*Job*: Leave out the images and repeat the listing below without a single change.

*Dataset section*:
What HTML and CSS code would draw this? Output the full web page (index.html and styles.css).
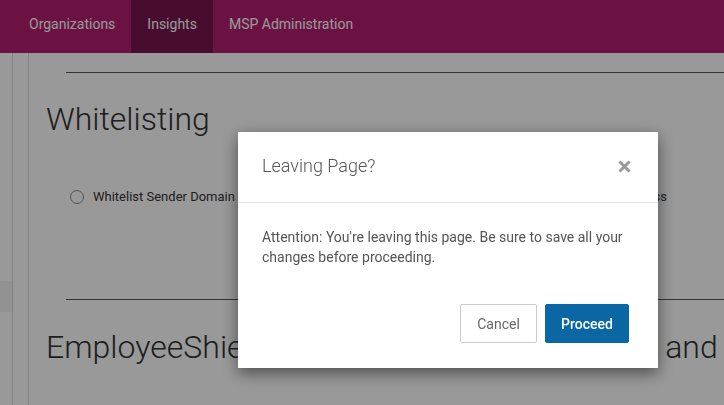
FILE: index.html
```html
<!DOCTYPE html>
<html lang="en">
<head>
<meta charset="utf-8">
<title>Leaving Page?</title>
<link rel="stylesheet" href="styles.css">
</head>
<body>
<header class="topnav">
  <a class="nav-item">Organizations</a>
  <a class="nav-item active">Insights</a>
  <a class="nav-item">MSP Administration</a>
</header>
<div class="layout">
  <aside class="sidebar">
    <div class="side-item"></div>
  </aside>
  <div class="rail"></div>
  <main class="content">
    <hr class="divider first">
    <h1 class="section-title">Whitelisting</h1>
    <div class="radio-row">
      <label class="radio"><span class="radio-dot"></span>Whitelist Sender Domain</label>
      <label class="radio"><span class="radio-dot"></span>Whitelist Sender Email Address</label>
    </div>
    <hr class="divider second">
    <h1 class="section-title second-title">EmployeeShield Warning Banner Exclusions and Whitelisting</h1>
  </main>
</div>

<div class="backdrop"></div>
<div class="modal" role="dialog">
  <div class="modal-header">
    <h2 class="modal-title">Leaving Page?</h2>
    <button class="close" aria-label="Close">
      <svg width="13" height="13" viewBox="0 0 13 13"><path d="M1.5 1.5 L11.5 11.5 M11.5 1.5 L1.5 11.5" stroke="#999" stroke-width="3" stroke-linecap="butt" fill="none"/></svg>
    </button>
  </div>
  <div class="modal-body">
    Attention: You're leaving this page. Be sure to save all your changes before proceeding.
  </div>
  <div class="modal-footer">
    <button class="btn btn-default">Cancel</button>
    <button class="btn btn-primary">Proceed</button>
  </div>
</div>
</body>
</html>
```

FILE: styles.css
```css
html, body {
  margin: 0;
  height: 405px;
  overflow: hidden;
}
body {
  font-family: Roboto, "Liberation Sans", sans-serif;
  background: #fff;
  color: #333;
}
.topnav {
  display: flex;
  height: 53px;
  background: #b21e71;
  padding-left: 13px;
  box-sizing: border-box;
}
.nav-item {
  display: block;
  padding: 15px 16px 0;
  font-size: 14px;
  line-height: 18px;
  color: #fff;
}
.nav-item.active {
  background: #78164d;
}
.layout {
  display: flex;
  height: 352px;
}
.sidebar {
  width: 12px;
  border-right: 1px solid #ddd;
  padding-top: 228px;
}
.side-item {
  height: 31px;
  background: #f4f4f4;
}
.rail {
  width: 15px;
  border-right: 1px solid #ddd;
}
.content {
  flex: 1;
  padding-left: 17px;
  overflow: hidden;
}
.divider {
  border: 0;
  border-top: 1px solid #555;
  margin: 0 0 0 20px;
}
.divider.first {
  margin-top: 19px;
}
.section-title {
  font-size: 32px;
  font-weight: 300;
  line-height: 37px;
  margin: 28px 0 0;
  color: #333;
  white-space: nowrap;
}
.radio-row {
  display: flex;
  justify-content: space-between;
  margin: 51px 57px 0 24px;
}
.radio {
  display: flex;
  align-items: center;
  font-size: 13px;
  line-height: 16px;
  color: #333;
}
.radio-dot {
  width: 12px;
  height: 12px;
  border: 1px solid #888;
  border-radius: 50%;
  margin-right: 9px;
}
.divider.second {
  margin-top: 94px;
}
.second-title {
  margin-top: 29px;
}
.backdrop {
  position: fixed;
  inset: 0;
  background: rgba(0, 0, 0, 0.4);
}
.modal {
  position: fixed;
  left: 238px;
  top: 132px;
  width: 420px;
  background: #fff;
  box-shadow: 0 5px 15px rgba(0, 0, 0, 0.5);
}
.modal-header {
  display: flex;
  align-items: center;
  justify-content: space-between;
  padding: 23px 27px 25px 24px;
  border-bottom: 1px solid #e5e5e5;
}
.modal-title {
  margin: 0;
  font-size: 18px;
  font-weight: 300;
  line-height: 22px;
  color: #555;
}
.close {
  border: 0;
  background: none;
  padding: 0;
  width: 13px;
  height: 13px;
  display: flex;
}
.modal-body {
  padding: 24px 24px 0;
  font-size: 14px;
  line-height: 20px;
  color: #555;
}
.modal-footer {
  display: flex;
  justify-content: flex-end;
  gap: 8px;
  padding: 37px 29px 25px;
}
.btn {
  height: 39px;
  font-family: Roboto, "Liberation Sans", sans-serif;
  font-size: 14px;
  border-radius: 2px;
  box-sizing: border-box;
}
.btn-default {
  padding: 0 16px;
  width: 77px;
  background: #fff;
  border: 1px solid #ccc;
  color: #666;
}
.btn-primary {
  padding: 0 15px;
  width: 84px;
  background: #0b67a4;
  border: 1px solid #0b67a4;
  color: #fff;
  font-weight: 500;
}
```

*Solution for this task*:
What HTML and CSS code would draw this? Output the full web page (index.html and styles.css).
FILE: index.html
```html
<!DOCTYPE html>
<html lang="en">
<head>
<meta charset="utf-8">
<title>Leaving Page?</title>
<link rel="stylesheet" href="styles.css">
</head>
<body>
<header class="topnav">
  <a class="nav-item">Organizations</a>
  <a class="nav-item active">Insights</a>
  <a class="nav-item">MSP Administration</a>
</header>
<div class="layout">
  <aside class="sidebar">
    <div class="side-item"></div>
  </aside>
  <div class="rail"></div>
  <main class="content">
    <hr class="divider first">
    <h1 class="section-title">Whitelisting</h1>
    <div class="radio-row">
      <label class="radio"><span class="radio-dot"></span>Whitelist Sender Domain</label>
      <label class="radio"><span class="radio-dot"></span>Whitelist Sender Email Address</label>
    </div>
    <hr class="divider second">
    <h1 class="section-title second-title">EmployeeShield Warning Banner Exclusions and Whitelisting</h1>
  </main>
</div>

<div class="backdrop"></div>
<div class="modal" role="dialog">
  <div class="modal-header">
    <h2 class="modal-title">Leaving Page?</h2>
    <button class="close" aria-label="Close">
      <svg width="13" height="13" viewBox="0 0 13 13"><path d="M1.5 1.5 L11.5 11.5 M11.5 1.5 L1.5 11.5" stroke="#999" stroke-width="3" stroke-linecap="butt" fill="none"/></svg>
    </button>
  </div>
  <div class="modal-body">
    Attention: You're leaving this page. Be sure to save all your changes before proceeding.
  </div>
  <div class="modal-footer">
    <button class="btn btn-default">Cancel</button>
    <button class="btn btn-primary">Proceed</button>
  </div>
</div>
</body>
</html>
```

FILE: styles.css
```css
html, body {
  margin: 0;
  height: 405px;
  overflow: hidden;
}
body {
  font-family: Roboto, "Liberation Sans", sans-serif;
  background: #fff;
  color: #333;
}
.topnav {
  display: flex;
  height: 53px;
  background: #b21e71;
  padding-left: 13px;
  box-sizing: border-box;
}
.nav-item {
  display: block;
  padding: 15px 16px 0;
  font-size: 14px;
  line-height: 18px;
  color: #fff;
}
.nav-item.active {
  background: #78164d;
}
.layout {
  display: flex;
  height: 352px;
}
.sidebar {
  width: 12px;
  border-right: 1px solid #ddd;
  padding-top: 228px;
}
.side-item {
  height: 31px;
  background: #f4f4f4;
}
.rail {
  width: 15px;
  border-right: 1px solid #ddd;
}
.content {
  flex: 1;
  padding-left: 17px;
  overflow: hidden;
}
.divider {
  border: 0;
  border-top: 1px solid #555;
  margin: 0 0 0 20px;
}
.divider.first {
  margin-top: 19px;
}
.section-title {
  font-size: 32px;
  font-weight: 300;
  line-height: 37px;
  margin: 28px 0 0;
  color: #333;
  white-space: nowrap;
}
.radio-row {
  display: flex;
  justify-content: space-between;
  margin: 51px 57px 0 24px;
}
.radio {
  display: flex;
  align-items: center;
  font-size: 13px;
  line-height: 16px;
  color: #333;
}
.radio-dot {
  width: 12px;
  height: 12px;
  border: 1px solid #888;
  border-radius: 50%;
  margin-right: 9px;
}
.divider.second {
  margin-top: 94px;
}
.second-title {
  margin-top: 29px;
}
.backdrop {
  position: fixed;
  inset: 0;
  background: rgba(0, 0, 0, 0.4);
}
.modal {
  position: fixed;
  left: 238px;
  top: 132px;
  width: 420px;
  background: #fff;
  box-shadow: 0 5px 15px rgba(0, 0, 0, 0.5);
}
.modal-header {
  display: flex;
  align-items: center;
  justify-content: space-between;
  padding: 23px 27px 25px 24px;
  border-bottom: 1px solid #e5e5e5;
}
.modal-title {
  margin: 0;
  font-size: 18px;
  font-weight: 300;
  line-height: 22px;
  color: #555;
}
.close {
  border: 0;
  background: none;
  padding: 0;
  width: 13px;
  height: 13px;
  display: flex;
}
.modal-body {
  padding: 24px 24px 0;
  font-size: 14px;
  line-height: 20px;
  color: #555;
}
.modal-footer {
  display: flex;
  justify-content: flex-end;
  gap: 8px;
  padding: 37px 29px 25px;
}
.btn {
  height: 39px;
  font-family: Roboto, "Liberation Sans", sans-serif;
  font-size: 14px;
  border-radius: 2px;
  box-sizing: border-box;
}
.btn-default {
  padding: 0 16px;
  width: 77px;
  background: #fff;
  border: 1px solid #ccc;
  color: #666;
}
.btn-primary {
  padding: 0 15px;
  width: 84px;
  background: #0b67a4;
  border: 1px solid #0b67a4;
  color: #fff;
  font-weight: 500;
}
```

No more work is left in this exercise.